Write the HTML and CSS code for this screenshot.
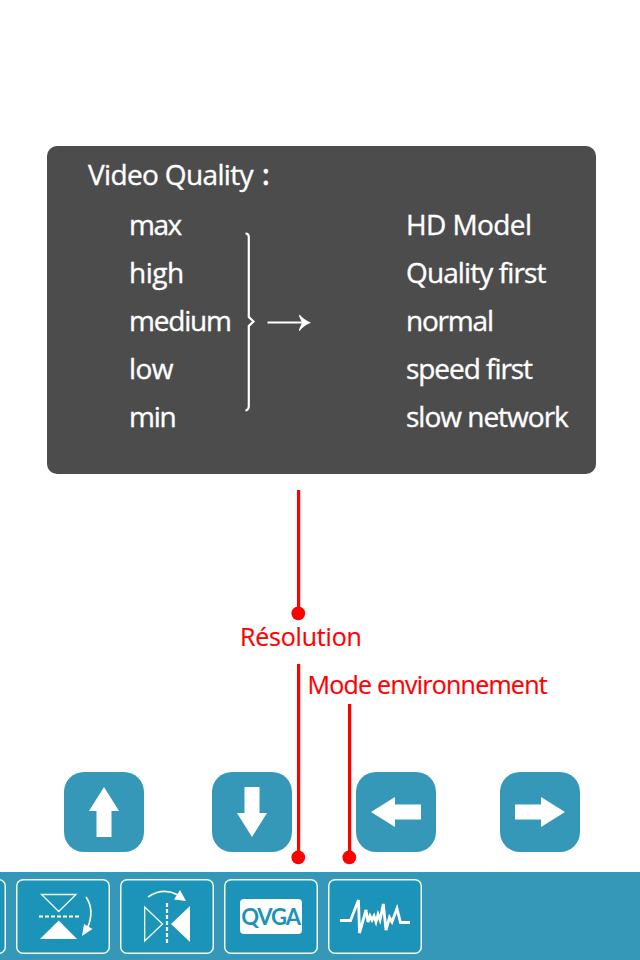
FILE: index.html
```html
<!DOCTYPE html>
<html lang="fr">
<head>
<meta charset="utf-8">
<title>Video Quality</title>
<link rel="stylesheet" href="styles.css">
</head>
<body>
<main class="screen">
  <section class="panel">
    <h1 class="panel-title">Video Quality<span class="colon">:</span></h1>
    <div class="mapping">
      <ul class="levels">
        <li><span class="max">max</span></li>
        <li><span class="high">high</span></li>
        <li><span class="medium">medium</span></li>
        <li><span class="low">low</span></li>
        <li><span class="min">min</span></li>
      </ul>
      <svg class="brace" width="80" height="240" viewBox="0 0 80 240">
        <path class="brace-line" d="M5.500 32.500Q8.800 32.500 8.800 36V116L13.500 120.500L8.800 125V205Q8.800 209 5.500 209.300"/>
        <path class="arrow-line" d="M27.500 121.500H66"/>
        <path class="arrow-tip" d="M59.500 113.500Q63.500 118.500 71 121.700Q63.500 124.500 59.500 130Q58.800 130 59 128.500L62 121.700L59 115Z"/>
      </svg>
      <ul class="modes">
        <li><span class="hd">HD Model</span></li>
        <li><span class="quality">Quality first</span></li>
        <li><span class="normal">normal</span></li>
        <li><span class="speed">speed first</span></li>
        <li><span class="slow">slow network</span></li>
      </ul>
    </div>
  </section>

  <div class="callout resolution">Résolution</div>
  <div class="callout environment">Mode environnement</div>

  <nav class="pad">
    <button class="key" aria-label="up"><svg width="80" height="80" viewBox="0 0 80 80"><path d="M40 15L55 39H47.500V65H32.500V39H25Z"/></svg></button>
    <button class="key" aria-label="down"><svg width="80" height="80" viewBox="0 0 80 80"><path d="M40 65L25 41H32.500V15H47.500V41H55Z"/></svg></button>
    <button class="key" aria-label="left"><svg width="80" height="80" viewBox="0 0 80 80"><path d="M15 40L39 25V32.500H65V47.500H39V55Z"/></svg></button>
    <button class="key" aria-label="right"><svg width="80" height="80" viewBox="0 0 80 80"><path d="M65 40L41 25V32.500H15V47.500H41V55Z"/></svg></button>
  </nav>

  <footer class="toolbar">
    <div class="tool"></div>
    <div class="tool">
      <svg width="94" height="75" viewBox="0 0 94 75">
        <path class="thin" d="M25.500 15.500H60L42.700 32.500Z"/>
        <path class="dash" d="M23 37.500H64"/>
        <path class="solid" d="M24 60L42.700 41.500L61 60Z"/>
        <path class="curve" d="M70 18Q79 31 71.500 49"/>
        <path class="solid" d="M66 57L68 45L76.500 50Z"/>
      </svg>
    </div>
    <div class="tool">
      <svg width="94" height="75" viewBox="0 0 94 75">
        <path class="thin" d="M24.700 28V62L42.500 45Z"/>
        <path class="dash" d="M47 24V65"/>
        <path class="solid" d="M70 27V63L51 45Z"/>
        <path class="curve" d="M28 18Q43 8 58 16"/>
        <path class="solid" d="M66 22L54 20.500L60 11Z"/>
      </svg>
    </div>
    <div class="tool"><span class="qvga">QVGA</span></div>
    <div class="tool">
      <svg width="94" height="75" viewBox="0 0 94 75">
        <path class="wave" d="M12 41.500H22.500L30.500 21L31.500 54L38 31L40 43L42 37L44 41L46 37L48 43L50 35.500L52 41L55.300 25L58 51L61.500 38.500L64 43L69 29.500L72.500 43.500H82"/>
      </svg>
    </div>
  </footer>

  <svg class="leaders" width="640" height="960" viewBox="0 0 640 960">
    <path d="M298.600 490V613M298.600 664V857M349.600 704V857"/>
    <circle cx="298.300" cy="613.300" r="6.900"/>
    <circle cx="298.300" cy="857.300" r="6.900"/>
    <circle cx="349.300" cy="857.300" r="6.900"/>
  </svg>
</main>
</body>
</html>
```
FILE: styles.css
```css
* {
  box-sizing: border-box;
}

body {
  margin: 0;
  background: #fff;
  font-family: "Open Sans", "Noto Sans", sans-serif;
}

.screen {
  position: relative;
  display: flex;
  flex-direction: column;
  width: 640px;
  height: 960px;
  padding-top: 146px;
  overflow: hidden;
}

.panel {
  width: 549px;
  height: 328px;
  margin-left: 47px;
  border-radius: 10px;
  background: #4c4c4c;
  color: #fff;
  font-size: 28px;
  -webkit-text-stroke: 0.35px #fff;
}

.panel-title {
  height: 55px;
  margin: 0;
  padding-left: 41px;
  font-size: 28px;
  font-weight: 400;
  line-height: 57px;
  letter-spacing: -0.65px;
}

.colon {
  margin-left: 9px;
  font-weight: 600;
}

.mapping {
  display: grid;
  grid-template-columns: 111px 166px 1fr;
  padding-left: 82px;
}

.levels,
.modes {
  margin: -1px 0 0;
  padding: 0;
  list-style: none;
}

.levels li,
.modes li {
  height: 48px;
  line-height: 48px;
  white-space: nowrap;
}

.max {
  letter-spacing: -1.5px;
}

.high {
  letter-spacing: -0.5px;
}

.medium,
.min,
.normal {
  letter-spacing: -1.2px;
}

.low {
  letter-spacing: -0.6px;
}

.hd {
  letter-spacing: -0.6px;
}

.quality {
  letter-spacing: -0.9px;
}

.speed {
  letter-spacing: -1.05px;
}

.slow {
  letter-spacing: -1px;
}

.brace {
  display: block;
}

.brace-line,
.arrow-line {
  fill: none;
  stroke: #fff;
  stroke-width: 2.2;
}

.arrow-tip {
  fill: #fff;
}

.callout {
  color: #f00;
  font-size: 25px;
  line-height: 34px;
  white-space: nowrap;
  -webkit-text-stroke: 0.2px #f00;
}

.resolution {
  margin: 145px 0 0 240px;
  letter-spacing: -0.2px;
}

.environment {
  margin: 14px 0 0 307.500px;
  letter-spacing: -0.75px;
}

.pad {
  display: grid;
  grid-template-columns: 148px 144px 144px 80px;
  margin: 71px 0 0 64px;
}

.key {
  width: 80px;
  height: 80px;
  padding: 0;
  border: 0;
  border-radius: 20px;
  background: #3698b8;
}

.key svg {
  display: block;
  fill: #fff;
}

.toolbar {
  display: flex;
  gap: 10px;
  height: 88px;
  margin-top: auto;
  padding-top: 7px;
  background: #3698b8;
}

.tool {
  display: flex;
  flex: none;
  align-items: center;
  justify-content: center;
  width: 94px;
  height: 75px;
  border-radius: 7px;
  background: #1c93b8;
  box-shadow: inset 0 0 0 1.5px #f4fbea;
}

.tool:first-child {
  margin-left: -88px;
}

.thin {
  fill: none;
  stroke: #f4fbea;
  stroke-width: 1.3;
}

.dash {
  fill: none;
  stroke: #fffff0;
  stroke-width: 2.2;
  stroke-dasharray: 4 2;
}

.solid {
  fill: #fff;
}

.curve {
  fill: none;
  stroke: #f4fbea;
  stroke-width: 1.7;
}

.wave {
  fill: none;
  stroke: #fffff5;
  stroke-width: 2.8;
}

.qvga {
  width: 62px;
  height: 35px;
  border-radius: 4px;
  background: #fff;
  color: #1c93b8;
  font-family: Lato, sans-serif;
  font-size: 22px;
  font-weight: 700;
  line-height: 35px;
  letter-spacing: -1.1px;
  text-indent: -1px;
  text-align: center;
}

.leaders {
  position: absolute;
  inset: 0;
  fill: #f00;
  pointer-events: none;
}

.leaders path {
  fill: none;
  stroke: #f00;
  stroke-width: 3.2;
}
```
· · · · · · ·
The data above should be repeated exactly, minus any pictures.

Write the HTML and CSS code for this screenshot.
FILE: index.html
```html
<!DOCTYPE html>
<html lang="fr">
<head>
<meta charset="utf-8">
<title>Video Quality</title>
<link rel="stylesheet" href="styles.css">
</head>
<body>
<main class="screen">
  <section class="panel">
    <h1 class="panel-title">Video Quality<span class="colon">:</span></h1>
    <div class="mapping">
      <ul class="levels">
        <li><span class="max">max</span></li>
        <li><span class="high">high</span></li>
        <li><span class="medium">medium</span></li>
        <li><span class="low">low</span></li>
        <li><span class="min">min</span></li>
      </ul>
      <svg class="brace" width="80" height="240" viewBox="0 0 80 240">
        <path class="brace-line" d="M5.500 32.500Q8.800 32.500 8.800 36V116L13.500 120.500L8.800 125V205Q8.800 209 5.500 209.300"/>
        <path class="arrow-line" d="M27.500 121.500H66"/>
        <path class="arrow-tip" d="M59.500 113.500Q63.500 118.500 71 121.700Q63.500 124.500 59.500 130Q58.800 130 59 128.500L62 121.700L59 115Z"/>
      </svg>
      <ul class="modes">
        <li><span class="hd">HD Model</span></li>
        <li><span class="quality">Quality first</span></li>
        <li><span class="normal">normal</span></li>
        <li><span class="speed">speed first</span></li>
        <li><span class="slow">slow network</span></li>
      </ul>
    </div>
  </section>

  <div class="callout resolution">Résolution</div>
  <div class="callout environment">Mode environnement</div>

  <nav class="pad">
    <button class="key" aria-label="up"><svg width="80" height="80" viewBox="0 0 80 80"><path d="M40 15L55 39H47.500V65H32.500V39H25Z"/></svg></button>
    <button class="key" aria-label="down"><svg width="80" height="80" viewBox="0 0 80 80"><path d="M40 65L25 41H32.500V15H47.500V41H55Z"/></svg></button>
    <button class="key" aria-label="left"><svg width="80" height="80" viewBox="0 0 80 80"><path d="M15 40L39 25V32.500H65V47.500H39V55Z"/></svg></button>
    <button class="key" aria-label="right"><svg width="80" height="80" viewBox="0 0 80 80"><path d="M65 40L41 25V32.500H15V47.500H41V55Z"/></svg></button>
  </nav>

  <footer class="toolbar">
    <div class="tool"></div>
    <div class="tool">
      <svg width="94" height="75" viewBox="0 0 94 75">
        <path class="thin" d="M25.500 15.500H60L42.700 32.500Z"/>
        <path class="dash" d="M23 37.500H64"/>
        <path class="solid" d="M24 60L42.700 41.500L61 60Z"/>
        <path class="curve" d="M70 18Q79 31 71.500 49"/>
        <path class="solid" d="M66 57L68 45L76.500 50Z"/>
      </svg>
    </div>
    <div class="tool">
      <svg width="94" height="75" viewBox="0 0 94 75">
        <path class="thin" d="M24.700 28V62L42.500 45Z"/>
        <path class="dash" d="M47 24V65"/>
        <path class="solid" d="M70 27V63L51 45Z"/>
        <path class="curve" d="M28 18Q43 8 58 16"/>
        <path class="solid" d="M66 22L54 20.500L60 11Z"/>
      </svg>
    </div>
    <div class="tool"><span class="qvga">QVGA</span></div>
    <div class="tool">
      <svg width="94" height="75" viewBox="0 0 94 75">
        <path class="wave" d="M12 41.500H22.500L30.500 21L31.500 54L38 31L40 43L42 37L44 41L46 37L48 43L50 35.500L52 41L55.300 25L58 51L61.500 38.500L64 43L69 29.500L72.500 43.500H82"/>
      </svg>
    </div>
  </footer>

  <svg class="leaders" width="640" height="960" viewBox="0 0 640 960">
    <path d="M298.600 490V613M298.600 664V857M349.600 704V857"/>
    <circle cx="298.300" cy="613.300" r="6.900"/>
    <circle cx="298.300" cy="857.300" r="6.900"/>
    <circle cx="349.300" cy="857.300" r="6.900"/>
  </svg>
</main>
</body>
</html>
```
FILE: styles.css
```css
* {
  box-sizing: border-box;
}

body {
  margin: 0;
  background: #fff;
  font-family: "Open Sans", "Noto Sans", sans-serif;
}

.screen {
  position: relative;
  display: flex;
  flex-direction: column;
  width: 640px;
  height: 960px;
  padding-top: 146px;
  overflow: hidden;
}

.panel {
  width: 549px;
  height: 328px;
  margin-left: 47px;
  border-radius: 10px;
  background: #4c4c4c;
  color: #fff;
  font-size: 28px;
  -webkit-text-stroke: 0.35px #fff;
}

.panel-title {
  height: 55px;
  margin: 0;
  padding-left: 41px;
  font-size: 28px;
  font-weight: 400;
  line-height: 57px;
  letter-spacing: -0.65px;
}

.colon {
  margin-left: 9px;
  font-weight: 600;
}

.mapping {
  display: grid;
  grid-template-columns: 111px 166px 1fr;
  padding-left: 82px;
}

.levels,
.modes {
  margin: -1px 0 0;
  padding: 0;
  list-style: none;
}

.levels li,
.modes li {
  height: 48px;
  line-height: 48px;
  white-space: nowrap;
}

.max {
  letter-spacing: -1.5px;
}

.high {
  letter-spacing: -0.5px;
}

.medium,
.min,
.normal {
  letter-spacing: -1.2px;
}

.low {
  letter-spacing: -0.6px;
}

.hd {
  letter-spacing: -0.6px;
}

.quality {
  letter-spacing: -0.9px;
}

.speed {
  letter-spacing: -1.05px;
}

.slow {
  letter-spacing: -1px;
}

.brace {
  display: block;
}

.brace-line,
.arrow-line {
  fill: none;
  stroke: #fff;
  stroke-width: 2.2;
}

.arrow-tip {
  fill: #fff;
}

.callout {
  color: #f00;
  font-size: 25px;
  line-height: 34px;
  white-space: nowrap;
  -webkit-text-stroke: 0.2px #f00;
}

.resolution {
  margin: 145px 0 0 240px;
  letter-spacing: -0.2px;
}

.environment {
  margin: 14px 0 0 307.500px;
  letter-spacing: -0.75px;
}

.pad {
  display: grid;
  grid-template-columns: 148px 144px 144px 80px;
  margin: 71px 0 0 64px;
}

.key {
  width: 80px;
  height: 80px;
  padding: 0;
  border: 0;
  border-radius: 20px;
  background: #3698b8;
}

.key svg {
  display: block;
  fill: #fff;
}

.toolbar {
  display: flex;
  gap: 10px;
  height: 88px;
  margin-top: auto;
  padding-top: 7px;
  background: #3698b8;
}

.tool {
  display: flex;
  flex: none;
  align-items: center;
  justify-content: center;
  width: 94px;
  height: 75px;
  border-radius: 7px;
  background: #1c93b8;
  box-shadow: inset 0 0 0 1.5px #f4fbea;
}

.tool:first-child {
  margin-left: -88px;
}

.thin {
  fill: none;
  stroke: #f4fbea;
  stroke-width: 1.3;
}

.dash {
  fill: none;
  stroke: #fffff0;
  stroke-width: 2.2;
  stroke-dasharray: 4 2;
}

.solid {
  fill: #fff;
}

.curve {
  fill: none;
  stroke: #f4fbea;
  stroke-width: 1.7;
}

.wave {
  fill: none;
  stroke: #fffff5;
  stroke-width: 2.8;
}

.qvga {
  width: 62px;
  height: 35px;
  border-radius: 4px;
  background: #fff;
  color: #1c93b8;
  font-family: Lato, sans-serif;
  font-size: 22px;
  font-weight: 700;
  line-height: 35px;
  letter-spacing: -1.1px;
  text-indent: -1px;
  text-align: center;
}

.leaders {
  position: absolute;
  inset: 0;
  fill: #f00;
  pointer-events: none;
}

.leaders path {
  fill: none;
  stroke: #f00;
  stroke-width: 3.2;
}
```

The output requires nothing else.